Appellant also argues that the evidence was insufficient to prove that he did not act in self-defense. But appellant specifically denied stepping on his wife’s wrist and pressing his fist against her throat. Therefore, his self-defense claim is inapplicable to his defense at trial. Moreover, appellant’s wife testified that he was the aggressor. See State v. McKissic, 415 N.W.2d 341, 344 (Minn. App. 1987) (one element of self-defense claim is an absence of aggression on part of accused); see also State v. Basting, 572 N.W.2d 281, 286 (Minn. 1997) (state need only disprove one element to defeat self-defense claim). The evidence was sufficient to prove that appellant did not act in self-defense.
Finally, appellant contends that the district court erred in denying his motion for judgment of acquittal. Minn. R. Crim.
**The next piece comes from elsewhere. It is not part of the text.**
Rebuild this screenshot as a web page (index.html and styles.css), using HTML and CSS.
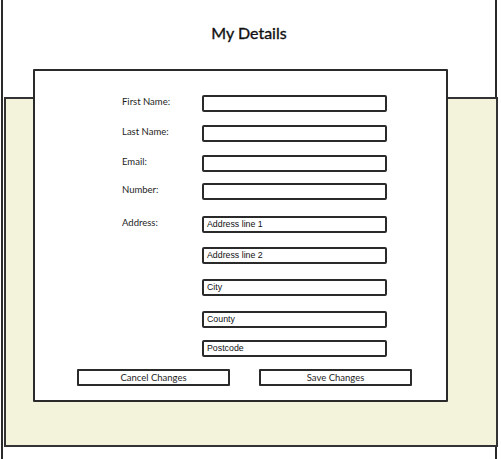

P. 26.03, subd. 17(1), provides that a district court “shall order the entry of a judgment of acquittal * * * if the evidence is insufficient to sustain a conviction.” Appellant moved for judgment of acquittal after his wife and the two officers had testified against him. But their testimony yielded sufficient evidence to sustain convictions of domestic assault and disorderly conduct. We conclude that the district court did not err in denying appellant’s motion.
 Appellant notes that the district court did not make written findings of fact as required by Minn. R. Crim. P. 26.01, subd. 2. The rule provides, however, that “[i]f the court omits a finding on any issue of fact essential to sustain the general finding, it shall be deemed to have made a finding consistent with the general finding.” Accordingly, we consider any essential findings of fact to be consistent with the general finding of guilt.